Robert Farah, a spokesman for the Lebanese Forces, a right-wing Christian militia loosely aligned with the Christian government, said: “It is critical that Washington undo the damage that has been done. The U.S. is vital in breaking the deadlock.”


The Reagan Administration’s hands-off policy marks a major shift after six years of troubled and ultimately tragic involvement in Lebanon. After Israel’s 1982 invasion of Lebanon, the Administration dispatched Marine peacekeepers and special envoys to try to end Lebanon’s troubles.

But each of the U.S. efforts to eliminate the presence of foreign troops, negotiate a formal peace between Lebanon and Israel and find terms for political reform eventually collapsed.

And along the way, two American embassies and a Marine compound were blown up, killing more than 250 Americans, and 57 Americans were taken hostage between 1982 and 1988. Nine remain in captivity, creating a national trauma ultimately responsible for the disastrous arms-for-hostages swap with Iran that became the Reagan Administration’s Iran-Contra scandal.

Last January, aware that Lebanon would have difficulty selecting a new president when Gemayel’s six-year term ended, U.S. envoys began a series of efforts to mediate between the interested parties--not only Lebanon’s various religious sects but also Syria, the dominant foreign power in Lebanon and a close ally of many Lebanese Muslims.

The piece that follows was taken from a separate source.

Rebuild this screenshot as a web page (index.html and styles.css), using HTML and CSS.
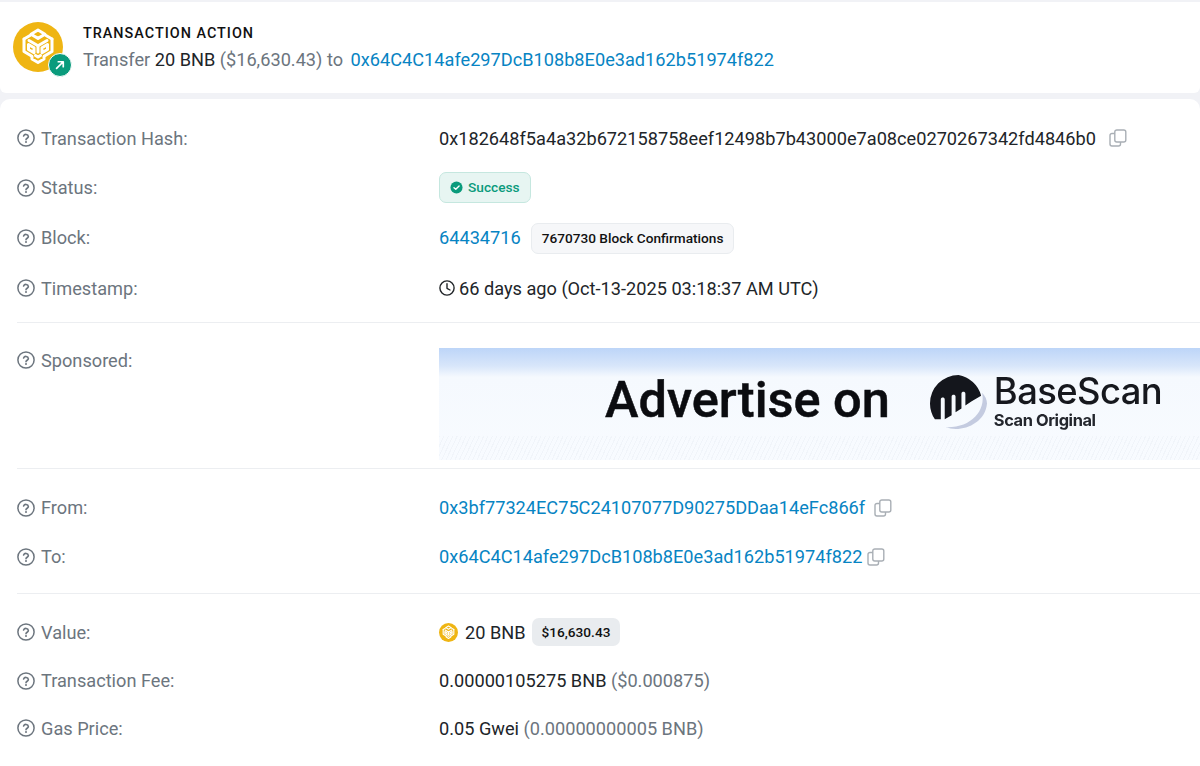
FILE: index.html
```html
<!DOCTYPE html>
<html lang="en">
<head>
<meta charset="utf-8">
<title>Transaction Details</title>
<link rel="stylesheet" href="styles.css">
</head>
<body>
<svg class="defs" width="0" height="0" aria-hidden="true">
  <defs>
    <symbol id="bnb" viewBox="0 0 50 50">
      <g fill="none" stroke="#fff" stroke-width="3" stroke-linejoin="round" stroke-linecap="round">
        <path d="M25 8 32 12.200 25 16.400 18 12.200Z"/>
        <path d="M11 17 17 13.500M39 17 33 13.500"/>
        <path d="M11 17V29.500L18.500 34M39 17V29.500L31.500 34"/>
        <path d="M16 18.500 25 23.800 34 18.500"/>
        <path d="M25 23.800V30"/>
        <path d="M15.500 22.500V27.500L21 30.800V25.800ZM34.500 22.500V27.500L29 30.800V25.800Z"/>
        <path d="M19 34.500V37L25 40.500 31 37V34.500"/>
        <path d="M22.500 33.500 25 35 27.500 33.500"/>
      </g>
    </symbol>
    <symbol id="help" viewBox="0 0 18 18">
      <circle cx="9" cy="9" r="8.100" fill="none" stroke="currentColor" stroke-width="1.500"/>
      <path d="M6.600 7a2.500 2.500 0 0 1 4.800.6c0 1.500-2.400 1.800-2.400 3.100" fill="none" stroke="currentColor" stroke-width="1.600" stroke-linecap="round"/>
      <circle cx="9" cy="13.100" r="1" fill="currentColor"/>
    </symbol>
    <symbol id="copy" viewBox="0 0 18 18">
      <rect x="5.800" y="1" width="11" height="12" rx="2" fill="none" stroke="currentColor" stroke-width="1.400"/>
      <path d="M5.800 4.500H3A2 2 0 0 0 1 6.500V15a2 2 0 0 0 2 2h6.500a2 2 0 0 0 2-2v-2" fill="none" stroke="currentColor" stroke-width="1.400"/>
    </symbol>
  </defs>
</svg>

<section class="card action">
  <div class="token">
    <svg class="token-logo"><use href="#bnb"/></svg>
    <span class="token-badge">
      <svg viewBox="0 0 14 14" class="token-arrow"><path d="M3 11 10.500 3.500M5 3.200h5.800V9" fill="none" stroke="#fff" stroke-width="2" stroke-linecap="round" stroke-linejoin="round"/></svg>
    </span>
  </div>
  <div class="action-text">
    <h2 class="action-title">TRANSACTION ACTION</h2>
    <p class="action-line"><span class="muted">Transfer</span> <span class="dark">20 BNB</span> <span class="muted">($16,630.43)</span> <span class="muted">to</span> <a class="link action-link">0x64C4C14afe297DcB108b8E0e3ad162b51974f822</a></p>
  </div>
</section>

<main class="card details">
  <div class="row row-hash">
    <div class="label"><svg class="help"><use href="#help"/></svg>Transaction Hash:</div>
    <div class="value">0x182648f5a4a32b672158758eef12498b7b43000e7a08ce0270267342fd4846b0<svg class="copy copy-hash"><use href="#copy"/></svg></div>
  </div>
  <div class="row row-status">
    <div class="label"><svg class="help"><use href="#help"/></svg>Status:</div>
    <div class="value">
      <span class="pill-success">
        <svg viewBox="0 0 14 14" class="check"><circle cx="7" cy="7" r="6.500" fill="#0a9b7c"/><path d="M4.300 7.200 6.200 9 9.800 5.300" fill="none" stroke="#fff" stroke-width="1.500" stroke-linecap="round" stroke-linejoin="round"/></svg>
        Success
      </span>
    </div>
  </div>
  <div class="row row-block">
    <div class="label"><svg class="help"><use href="#help"/></svg>Block:</div>
    <div class="value"><a class="link">64434716</a><span class="pill-confirm">7670730 Block Confirmations</span></div>
  </div>
  <div class="row row-time">
    <div class="label"><svg class="help"><use href="#help"/></svg>Timestamp:</div>
    <div class="value">
      <svg viewBox="0 0 16 16" class="clock"><circle cx="8" cy="8" r="7.100" fill="none" stroke="currentColor" stroke-width="1.400"/><path d="M8 3.800V8.300L11 10" fill="none" stroke="currentColor" stroke-width="1.400" stroke-linecap="round" stroke-linejoin="round"/></svg>
      <span class="time-text">66 days ago (Oct-13-2025 03:18:37 AM UTC)</span>
    </div>
  </div>
  <hr class="divider divider-a">
  <div class="row row-sponsored">
    <div class="label label-top"><svg class="help"><use href="#help"/></svg>Sponsored:</div>
    <div class="ad">
      <span class="ad-title">Advertise on</span>
      <svg viewBox="0 0 60 60" class="ad-logo">
        <path d="M54 19C58 38 42 55 17 54 31 60 57 52 59 30 59 26 57 22 54 19Z" fill="#c4cbe0"/>
        <path d="M30 1A29 29 0 0 0 1 30c0 6 2 12 5 16l6 0V26c0-1.500 1-2 2-2s2 .5 2 2v20l7-4V23c0-1.500 1-2 2-2s2 .5 2 2v16l6-4V20c0-1.500 1-2 2-2s2 .5 2 2v12l6-4 10-6A29 29 0 0 0 30 1Z" fill="#14161c"/>
      </svg>
      <span class="ad-brand">
        <span class="ad-name">BaseScan</span>
        <span class="ad-sub">Scan Original</span>
      </span>
    </div>
  </div>
  <hr class="divider">
  <div class="row row-from">
    <div class="label"><svg class="help"><use href="#help"/></svg>From:</div>
    <div class="value"><a class="link">0x3bf77324EC75C24107077D90275DDaa14eFc866f</a><svg class="copy copy-from"><use href="#copy"/></svg></div>
  </div>
  <div class="row row-to">
    <div class="label"><svg class="help"><use href="#help"/></svg>To:</div>
    <div class="value"><a class="link">0x64C4C14afe297DcB108b8E0e3ad162b51974f822</a><svg class="copy copy-to"><use href="#copy"/></svg></div>
  </div>
  <hr class="divider divider-c">
  <div class="row row-value">
    <div class="label"><svg class="help"><use href="#help"/></svg>Value:</div>
    <div class="value">
      <span class="coin"><svg class="coin-logo"><use href="#bnb"/></svg></span>
      <span class="coin-amount">20 BNB</span>
      <span class="pill-usd">$16,630.43</span>
    </div>
  </div>
  <div class="row row-fee">
    <div class="label"><svg class="help"><use href="#help"/></svg>Transaction Fee:</div>
    <div class="value">0.00000105275 BNB&nbsp;<span class="muted">($0.000875)</span></div>
  </div>
  <div class="row row-gas">
    <div class="label"><svg class="help"><use href="#help"/></svg>Gas Price:</div>
    <div class="value">0.05 Gwei&nbsp;<span class="muted">(0.00000000005 BNB)</span></div>
  </div>
</main>
</body>
</html>
```

FILE: styles.css
```css
* { box-sizing: border-box; }
html, body { margin: 0; padding: 0; }
body {
  width: 1200px;
  height: 766px;
  overflow: hidden;
  background: #f1f2f6;
  font-family: Roboto, "Liberation Sans", sans-serif;
  font-size: 18.180px;
  color: #1f2229;
  padding-top: 2px;
}
.defs { position: absolute; }
.card { background: #fff; }
.action {
  height: 91px;
  display: flex;
  align-items: flex-start;
  padding: 20px 0 0 13px;
  border-radius: 0 0 6px 6px;
}
.token { position: relative; width: 50px; height: 50px; flex: none; }
.token-logo {
  width: 50px; height: 50px;
  background: #efb513;
  border-radius: 50%;
  display: block;
}
.token-badge {
  position: absolute;
  left: 35px; top: 31px;
  width: 24px; height: 24px;
  border-radius: 50%;
  background: #0a9b7c;
  border: 1px solid #fff;
  display: flex;
  align-items: center;
  justify-content: center;
}
.token-arrow { width: 12px; height: 12px; }
.action-text { margin-left: 20px; }
.action-title {
  margin: 3px 0 0;
  font-size: 14.400px;
  line-height: 18px;
  font-weight: 500;
  letter-spacing: 1px;
  color: #111;
}
.action-line { margin: 4px 0 0; line-height: 26px; white-space: nowrap; }
.muted { color: #6c757e; }
.dark { color: #212529; }
.link { color: #0784c3; text-decoration: none; }
.action-link { margin-left: 3px; }

.details {
  margin-top: 6px;
  height: 680px;
  padding-top: 14px;
  border-radius: 10px 10px 0 0;
}
.row { display: flex; align-items: center; padding-left: 17px; white-space: nowrap; }
.label {
  width: 422px;
  flex: none;
  color: #6c757e;
  display: flex;
  align-items: center;
}
.help {
  width: 18px; height: 18px;
  margin-right: 6px;
  color: #6c757e;
  flex: none;
}
.value { display: flex; align-items: center; color: #212529; }
.copy { width: 18px; height: 18px; color: #a9afb5; flex: none; }
.copy-hash { margin-left: 13px; }
.copy-from { margin-left: 9px; }
.copy-to { margin-left: 5px; }

.row-hash { height: 50px; }
.row-status { height: 49px; }
.row-block { height: 51px; }
.row-time { height: 50px; }
.divider { margin: 0 0 0 17px; border: 0; border-top: 1px solid #eceef1; }
.divider-a { margin-top: 9px; }
.divider-c { margin-top: 12px; }

.pill-success {
  height: 31px;
  margin-bottom: 1px;
  padding: 0 10px;
  display: inline-flex;
  align-items: center;
  gap: 5px;
  font-size: 13.700px;
  font-weight: 500;
  color: #0a9b7c;
  background: #e7f5f2;
  border: 1px solid #c5e7df;
  border-radius: 7px;
}
.check { width: 13px; height: 13px; }
.pill-confirm {
  height: 31px;
  margin: 1px 0 0 10px;
  padding: 0 10px;
  display: inline-flex;
  align-items: center;
  font-size: 13.650px;
  font-weight: 500;
  color: #111;
  background: #f6f7f9;
  border: 1px solid #e9ecef;
  border-radius: 7px;
}
.clock { width: 16px; height: 16px; margin-right: 4px; color: #212529; }

.row-sponsored { align-items: flex-start; padding-top: 25px; height: 145px; }
.label-top { height: 24px; }
.ad {
  width: 761px;
  height: 112px;
  flex: none;
  display: flex;
  align-items: center;
  padding-left: 166px;
  background:
    repeating-linear-gradient(115deg, rgba(205, 212, 224, .16) 0 1px, transparent 1px 4px) bottom / 100% 24px no-repeat,
    linear-gradient(180deg, #bdd5f8 0, #d8e6fa 16%, #f5f9fe 26%, #f8fbff 100%);
}
.ad-title {
  font-size: 50.500px;
  line-height: 1;
  font-weight: 500;
  color: #0b0c10;
  -webkit-text-stroke: .5px #0b0c10;
  filter: blur(.3px);
  margin-bottom: 8px;
}
.ad-logo { width: 59px; height: 59px; margin-left: 39px; margin-bottom: 2px; flex: none; }
.ad-brand { display: flex; flex-direction: column; margin-left: 6px; margin-bottom: 6px; filter: blur(.3px); }
.ad-name { font-family: Inter, sans-serif; font-size: 36.400px; line-height: 38px; font-weight: 500; color: #16181e; letter-spacing: -.6px; }
.ad-sub { font-family: Inter, sans-serif; font-size: 16.400px; line-height: 20px; font-weight: 700; color: #23262d; letter-spacing: -.4px; }

.row-from { height: 49px; margin-top: 14px; }
.row-to { height: 49px; }
.row-value { height: 50px; margin-top: 13px; }
.row-fee { height: 47px; }
.row-gas { height: 48px; }
.coin-logo { width: 19px; height: 19px; background: #efb513; border-radius: 50%; display: block; }
.coin-amount { margin-left: 7px; }
.pill-usd {
  height: 28px;
  margin-left: 6px;
  padding: 0 10px;
  display: inline-flex;
  align-items: center;
  font-size: 13.650px;
  font-weight: 500;
  color: #111;
  background: #e9ecef;
  border-radius: 7px;
}
```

In a final appeal to Gemayel before he appointed Aoun to head a provisional military government last week, Secretary of State George P. Shultz pledged that the United States would launch a new effort to mediate constitutional reforms after the election, according to Lebanese and U.S. sources.

But with the de facto partition of Lebanon, the United States instead has distanced itself from the crisis.

So far, the Administration has been prepared only to provide a medium to relay messages between the Christians, Muslims and Syrians. New U.S. Ambassador John McCarthy, who took up his post in Beirut only last Saturday, has talked with both cabinets.

At the same time, however, much of McCarthy’s staff has been evacuated and he has been unable to officially present his credentials because of the absence of a chief of state.

“It’s not true that we’ve lost interest,” insisted an Administration source who asked not to be identified. “But what, practically, can we do? There’s no magic figure who hasn’t already been thought of for the presidency. We’ve already looked at every angle.

“Frankly, ideas about a role for the U.S. in Lebanon aren’t very popular these days.”